The JRC report added that “bioenergy sits at the nexus of two of the main environmental crises of the 21st century: biodiversity and climate emergencies. Forest bioenergy has the potential to provide part of the solution to both crises, but only when biomass is produced sustainably and used efficiently”. To this end, organizations such as the European Commission have produced sustainability criteria for biofuels, whilst ISO has been developing a whole suite of standards for solid biomass fuels, and for the sustainability of bioenergy, in order to support this.
“Bioenergy can play an important role in reducing carbon emissions, promoting environmentally friendly business opportunities and achieving a low-carbon economy,” asserts Maurice Douek, who has worked in the paper and pulp sector for decades. “As such, the use of solid biofuels, for the purposes of space heating, hot water supply, electricity and thermal energy generation, is rapidly growing worldwide,” he adds. An active member of ISO’s technical committee ISO/TC 238, Solid biofuels, Douek is a staunch supporter of standards that will help the industry prosper.
At the national level, governments globally are promoting the switch from fossil fuels to biofuels, as is the case in Canada. “One power generation station was recently converted from coal to wood pellets. District heating systems have been installed in several Canadian provinces and territories,” describes Douek.
So how do ISO standards for solid biofuels help? “The varying quality of biomass feedstocks and different applications of solid biofuels, in the form of wood pellets, wood chips and briquettes, demands standardization of these fuels, both for local consumption and to facilitate international trade,” explains Douek. Fuel quality also plays a big role in minimizing air pollution. “As air emission guidelines are developed, references are increasingly being made to ISO/TC 238 wood fuel standards,” he adds. In simple terms, better biofuels burn more efficiently and cleanly.
ISO standards also contribute to innovation and business, as well as sustainability. “Standards are voluntary and support legislation, where sustainability criteria are stated also for solid biofuels, such as in European laws,” explains Eija Alakangas from Finland, who is also a member of ISO/TC 238. Alakangas has spent 34 years at the VTT Technical Research Centre of Finland as a solid biofuel expert, led the European Bioeconomy Network for ten years and has worked on standardization during this time.

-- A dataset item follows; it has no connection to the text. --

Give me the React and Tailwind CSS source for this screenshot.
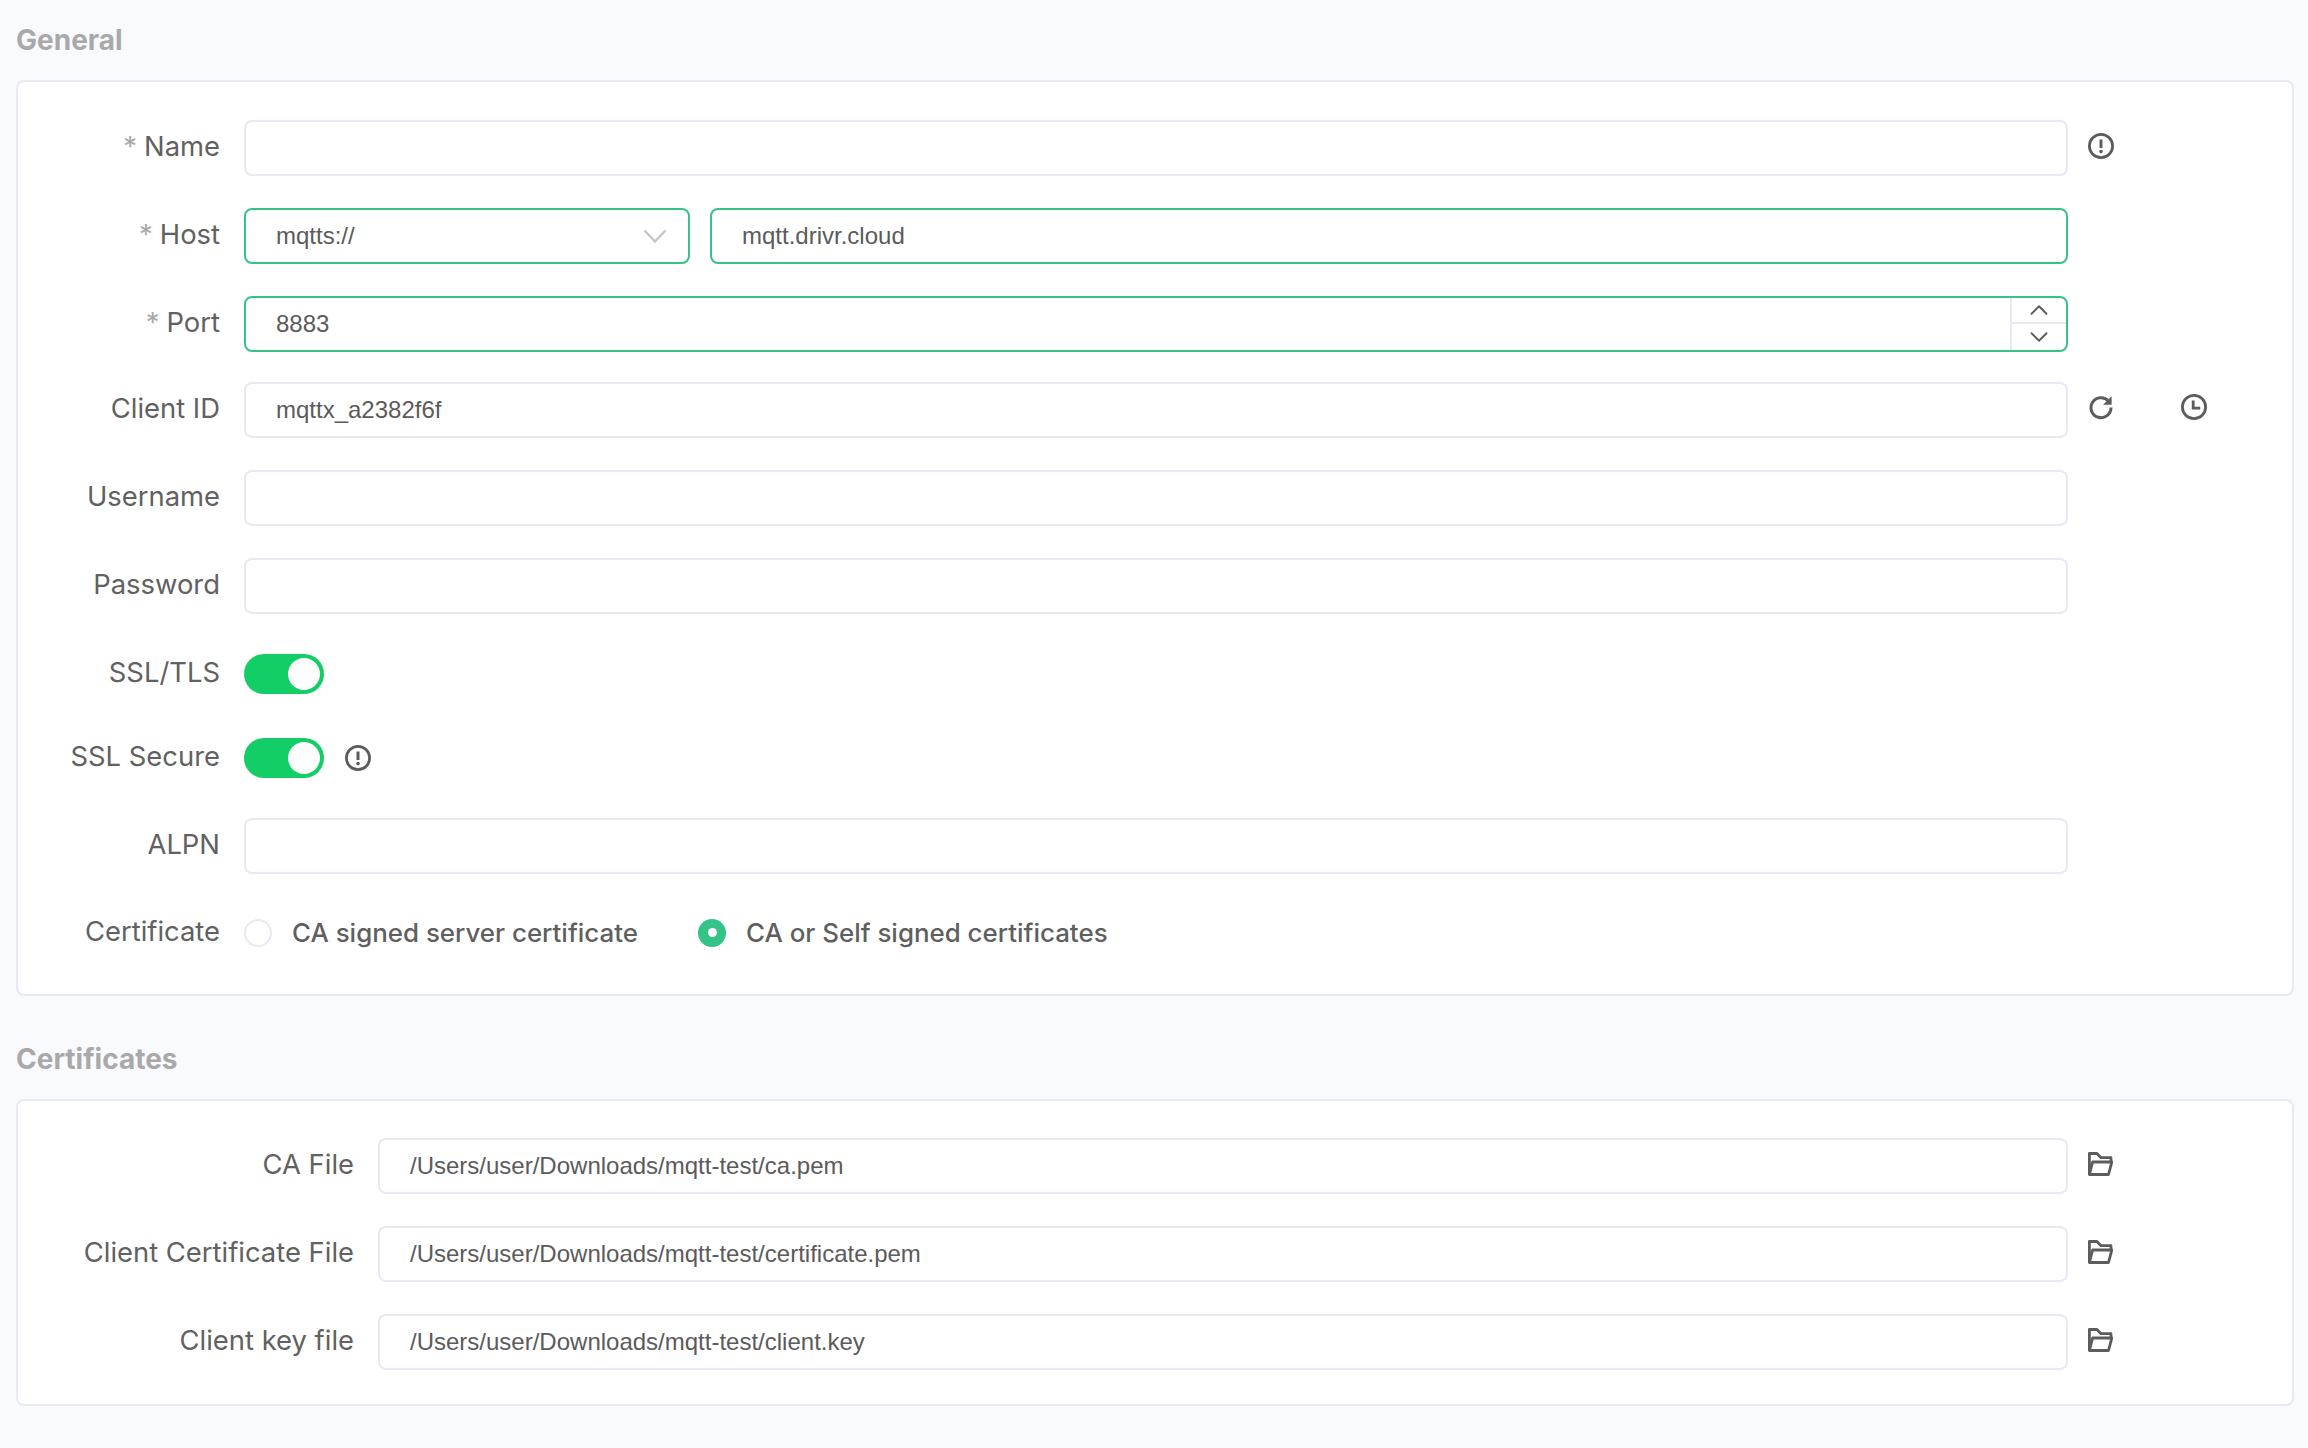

But how do solid biofuels benefit business and innovation? “Wood chips are local solid biofuels and used in smaller installations. Using wood chips supports local entrepreneurship. It also increases the use of thinning wood and enhances forest growth, as well as helping to prevent forest fires,” she adds.
Standards for solid biofuels, such as the ISO 17225 series, encourage the use of wood residues. “No large-stem wood is used for energy, whilst new pulp mills produce their energy from 100 % renewables such as wood residue,” describes Alakangas.

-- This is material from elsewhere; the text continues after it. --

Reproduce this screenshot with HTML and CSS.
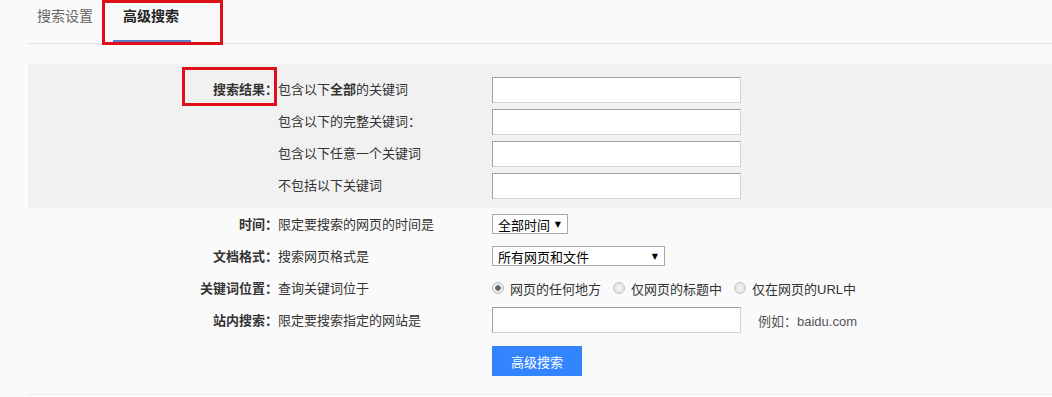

ISO 17225, Solid biofuels – Fuel specifications and classes, specifies the allowable moisture content of solid biofuels, which subsequently encourages innovation, such as sampling biomass fuels automatically and measuring their moisture content. “Moisture content is the most important property for solid biofuels,” she explains. “ISO standards, such as the ISO 17225 series, state quality requirements for fuels, which will help to guarantee clean combustion for each technology,” adds Alakangas. Additionally, when ISO standards specify the raw-material origins and sources, this in turn fosters sustainability.
Steep climb ahead
However, the path to commercial biomass fuel development is not all plain sailing. “In my view, there are two big challenges. First, we need to ensure that biofuels clearly stand apart from fossil fuels in terms of increased combustion efficiency, reduced carbon footprint and carbon emissions. It’s therefore essential to pursue the development of new and improved technologies toward these goals,” explains Douek.
“Secondly, we have to demonstrate convincingly that solid biofuels have significantly lesser environmental impact than fossil fuels,” he adds. Therefore, the proper tools are needed to conduct life-cycle analysis of wood products; to assess the effect of land change or land usage related to forestry; and to have reliable methodology for performing carbon-balance calculations in order to accurately determine greenhouse gas reductions and associated benefits on climate change.
Holistic governance is required to promote a more sustainable forest-based bioeconomy overall and criteria for the sustainability of forest bioenergy rely on good standardization. ISO’s technical committee ISO/TC 287, Sustainable processes for wood and wood-based products, will address sustainability from a broader perspective including the entire supply chain. “The objective is to position the forest sector at the forefront of sustainable industries,” concludes Douek.